Task: Search the records for the word "screenshot" and pick out every line that has it.
* begin Input data *
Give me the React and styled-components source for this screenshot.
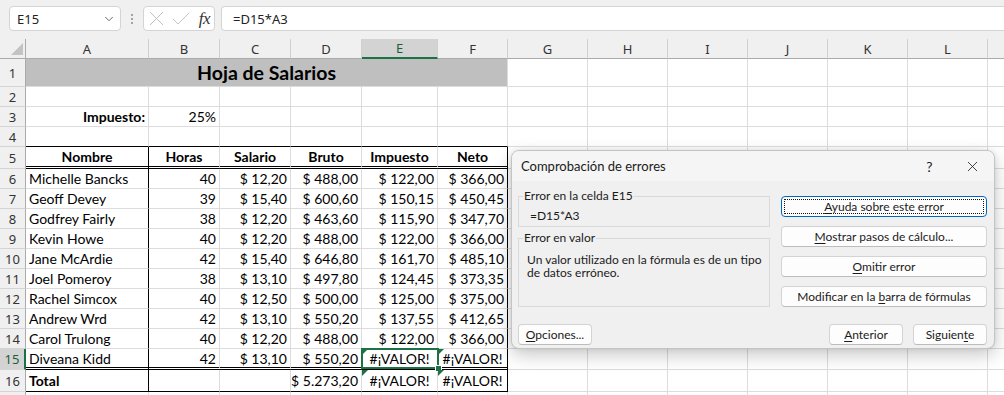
* end Input data *
* begin Input data *
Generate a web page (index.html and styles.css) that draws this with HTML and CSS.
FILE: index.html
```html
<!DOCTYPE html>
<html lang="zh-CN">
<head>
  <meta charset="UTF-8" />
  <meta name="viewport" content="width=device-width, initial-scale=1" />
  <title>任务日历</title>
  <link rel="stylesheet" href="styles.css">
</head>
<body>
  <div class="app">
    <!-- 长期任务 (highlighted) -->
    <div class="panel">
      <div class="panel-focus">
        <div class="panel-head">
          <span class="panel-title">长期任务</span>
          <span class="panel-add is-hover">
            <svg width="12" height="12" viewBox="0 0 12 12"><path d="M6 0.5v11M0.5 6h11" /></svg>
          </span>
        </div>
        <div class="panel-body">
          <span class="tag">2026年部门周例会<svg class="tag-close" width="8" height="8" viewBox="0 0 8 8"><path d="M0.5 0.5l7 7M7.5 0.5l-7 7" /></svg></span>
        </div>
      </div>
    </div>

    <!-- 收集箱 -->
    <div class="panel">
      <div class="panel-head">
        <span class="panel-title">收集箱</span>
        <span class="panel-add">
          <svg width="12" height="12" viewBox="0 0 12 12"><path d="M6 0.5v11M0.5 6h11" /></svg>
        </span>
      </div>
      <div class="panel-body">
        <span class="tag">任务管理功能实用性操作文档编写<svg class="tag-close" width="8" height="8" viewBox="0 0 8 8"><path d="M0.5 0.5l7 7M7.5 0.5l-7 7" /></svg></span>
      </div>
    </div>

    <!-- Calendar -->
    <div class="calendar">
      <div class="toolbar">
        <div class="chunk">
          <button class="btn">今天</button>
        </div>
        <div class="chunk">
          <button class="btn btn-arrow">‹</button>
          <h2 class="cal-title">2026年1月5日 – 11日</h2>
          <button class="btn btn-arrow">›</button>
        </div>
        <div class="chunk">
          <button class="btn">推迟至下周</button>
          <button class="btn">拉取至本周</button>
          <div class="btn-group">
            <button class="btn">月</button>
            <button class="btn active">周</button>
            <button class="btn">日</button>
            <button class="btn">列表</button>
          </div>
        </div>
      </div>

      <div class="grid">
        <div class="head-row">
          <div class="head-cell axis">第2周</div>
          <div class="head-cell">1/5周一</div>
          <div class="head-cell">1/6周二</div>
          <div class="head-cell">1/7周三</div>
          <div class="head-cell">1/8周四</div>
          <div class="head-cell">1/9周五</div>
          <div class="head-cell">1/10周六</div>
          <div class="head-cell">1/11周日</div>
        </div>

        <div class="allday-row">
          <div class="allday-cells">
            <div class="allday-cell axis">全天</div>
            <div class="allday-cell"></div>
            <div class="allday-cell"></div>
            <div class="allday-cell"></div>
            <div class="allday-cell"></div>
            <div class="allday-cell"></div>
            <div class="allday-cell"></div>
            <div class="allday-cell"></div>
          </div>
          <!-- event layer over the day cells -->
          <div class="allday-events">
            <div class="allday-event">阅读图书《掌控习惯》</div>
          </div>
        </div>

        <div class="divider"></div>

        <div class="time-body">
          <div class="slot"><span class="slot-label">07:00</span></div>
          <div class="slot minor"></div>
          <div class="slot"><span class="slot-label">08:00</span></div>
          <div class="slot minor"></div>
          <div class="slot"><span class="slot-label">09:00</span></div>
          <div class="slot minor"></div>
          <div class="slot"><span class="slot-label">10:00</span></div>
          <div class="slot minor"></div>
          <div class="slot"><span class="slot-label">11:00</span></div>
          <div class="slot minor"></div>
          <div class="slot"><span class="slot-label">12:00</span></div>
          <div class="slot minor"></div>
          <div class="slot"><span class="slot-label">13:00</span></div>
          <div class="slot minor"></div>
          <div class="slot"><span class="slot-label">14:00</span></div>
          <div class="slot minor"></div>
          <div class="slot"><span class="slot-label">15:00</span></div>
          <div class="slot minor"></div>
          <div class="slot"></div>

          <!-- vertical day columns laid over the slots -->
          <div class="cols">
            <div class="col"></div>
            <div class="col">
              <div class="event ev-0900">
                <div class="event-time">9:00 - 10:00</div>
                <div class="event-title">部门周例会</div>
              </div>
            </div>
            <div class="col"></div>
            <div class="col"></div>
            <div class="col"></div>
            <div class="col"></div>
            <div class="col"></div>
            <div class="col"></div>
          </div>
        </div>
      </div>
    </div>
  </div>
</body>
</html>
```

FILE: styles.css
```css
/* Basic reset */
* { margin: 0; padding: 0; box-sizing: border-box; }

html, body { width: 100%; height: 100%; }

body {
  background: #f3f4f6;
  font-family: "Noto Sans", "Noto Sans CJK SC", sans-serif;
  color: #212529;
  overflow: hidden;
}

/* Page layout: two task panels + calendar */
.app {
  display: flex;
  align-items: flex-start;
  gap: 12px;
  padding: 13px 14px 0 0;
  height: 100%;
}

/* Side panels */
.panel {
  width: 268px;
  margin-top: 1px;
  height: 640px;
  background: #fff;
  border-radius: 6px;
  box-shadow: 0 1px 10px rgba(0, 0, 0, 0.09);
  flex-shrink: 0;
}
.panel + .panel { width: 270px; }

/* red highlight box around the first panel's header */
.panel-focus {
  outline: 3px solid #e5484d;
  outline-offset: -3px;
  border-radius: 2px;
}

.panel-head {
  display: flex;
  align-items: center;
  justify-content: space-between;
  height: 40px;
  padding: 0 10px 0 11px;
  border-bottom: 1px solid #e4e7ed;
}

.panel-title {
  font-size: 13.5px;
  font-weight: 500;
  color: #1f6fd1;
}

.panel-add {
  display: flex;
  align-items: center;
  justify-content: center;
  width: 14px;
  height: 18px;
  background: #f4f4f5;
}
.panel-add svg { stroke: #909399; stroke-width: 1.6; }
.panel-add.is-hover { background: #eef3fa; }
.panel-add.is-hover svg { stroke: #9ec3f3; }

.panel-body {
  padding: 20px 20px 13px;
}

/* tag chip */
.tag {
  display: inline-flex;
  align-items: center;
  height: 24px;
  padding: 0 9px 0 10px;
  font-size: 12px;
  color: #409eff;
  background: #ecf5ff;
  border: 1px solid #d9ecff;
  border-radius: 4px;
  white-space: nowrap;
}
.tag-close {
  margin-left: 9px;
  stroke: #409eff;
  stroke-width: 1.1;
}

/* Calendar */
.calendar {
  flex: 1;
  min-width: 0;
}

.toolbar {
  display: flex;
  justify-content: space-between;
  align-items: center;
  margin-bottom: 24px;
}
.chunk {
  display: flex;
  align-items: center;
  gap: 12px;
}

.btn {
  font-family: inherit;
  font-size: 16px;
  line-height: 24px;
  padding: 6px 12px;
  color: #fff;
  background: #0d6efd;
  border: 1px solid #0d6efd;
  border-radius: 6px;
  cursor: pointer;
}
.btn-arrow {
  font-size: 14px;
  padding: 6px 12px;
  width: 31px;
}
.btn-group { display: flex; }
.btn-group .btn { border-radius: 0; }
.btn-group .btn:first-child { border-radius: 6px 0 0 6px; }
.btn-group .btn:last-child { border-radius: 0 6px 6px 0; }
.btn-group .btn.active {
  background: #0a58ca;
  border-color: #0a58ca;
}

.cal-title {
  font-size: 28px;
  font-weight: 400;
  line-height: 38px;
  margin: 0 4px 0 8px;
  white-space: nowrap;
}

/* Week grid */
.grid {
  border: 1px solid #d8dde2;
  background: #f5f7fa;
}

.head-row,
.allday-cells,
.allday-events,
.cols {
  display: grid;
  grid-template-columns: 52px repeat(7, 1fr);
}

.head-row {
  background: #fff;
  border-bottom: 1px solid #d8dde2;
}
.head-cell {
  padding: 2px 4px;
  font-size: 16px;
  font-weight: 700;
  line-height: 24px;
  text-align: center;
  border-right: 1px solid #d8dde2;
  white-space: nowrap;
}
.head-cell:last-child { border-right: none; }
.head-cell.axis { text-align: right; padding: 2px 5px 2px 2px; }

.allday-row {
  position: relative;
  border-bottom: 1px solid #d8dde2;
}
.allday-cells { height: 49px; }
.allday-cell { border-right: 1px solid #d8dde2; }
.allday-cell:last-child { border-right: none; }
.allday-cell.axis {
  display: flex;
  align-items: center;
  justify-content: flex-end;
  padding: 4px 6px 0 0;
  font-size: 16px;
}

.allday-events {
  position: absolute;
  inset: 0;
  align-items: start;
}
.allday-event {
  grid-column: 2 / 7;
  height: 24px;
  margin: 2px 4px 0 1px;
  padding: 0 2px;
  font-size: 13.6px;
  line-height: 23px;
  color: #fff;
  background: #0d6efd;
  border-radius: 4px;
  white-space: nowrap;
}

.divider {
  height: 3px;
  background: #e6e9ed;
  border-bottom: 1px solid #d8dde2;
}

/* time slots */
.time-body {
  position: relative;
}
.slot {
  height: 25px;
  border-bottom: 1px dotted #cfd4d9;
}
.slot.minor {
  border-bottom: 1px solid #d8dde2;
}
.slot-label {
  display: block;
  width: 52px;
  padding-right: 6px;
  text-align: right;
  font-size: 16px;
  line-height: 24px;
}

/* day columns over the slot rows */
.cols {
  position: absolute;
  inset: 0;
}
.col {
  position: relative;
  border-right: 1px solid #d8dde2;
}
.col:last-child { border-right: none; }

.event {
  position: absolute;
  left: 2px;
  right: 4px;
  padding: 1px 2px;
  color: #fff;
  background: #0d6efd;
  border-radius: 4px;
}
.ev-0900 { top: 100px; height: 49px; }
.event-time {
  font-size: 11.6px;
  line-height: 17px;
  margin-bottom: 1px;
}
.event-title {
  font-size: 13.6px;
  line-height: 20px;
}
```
* end Input data *
* begin Input data *
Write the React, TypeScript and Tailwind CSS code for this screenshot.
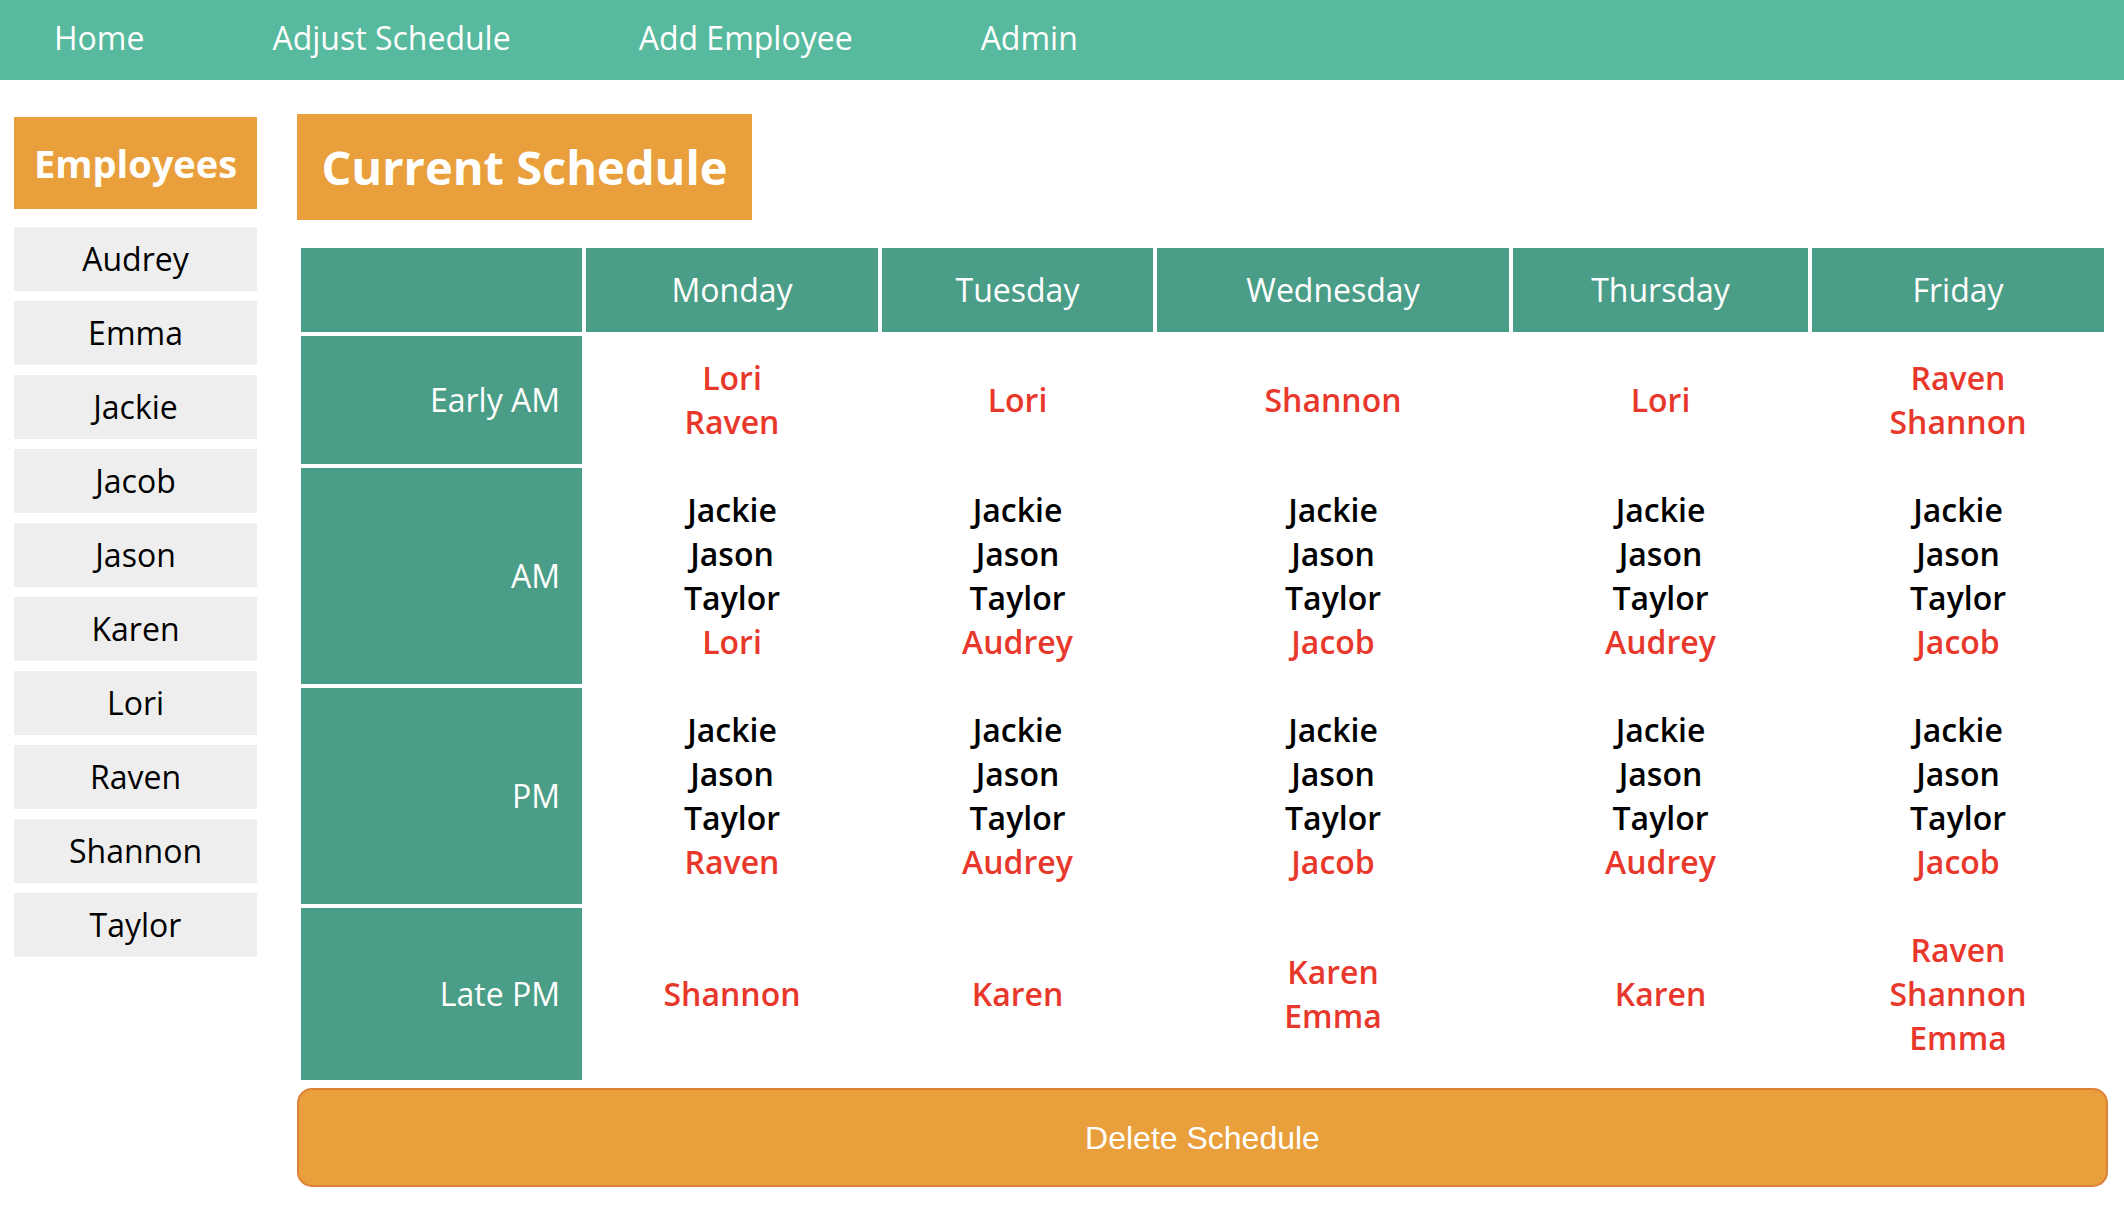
* end Input data *
Correct response:
Give me the React and styled-components source for this screenshot.
Write the React, TypeScript and Tailwind CSS code for this screenshot.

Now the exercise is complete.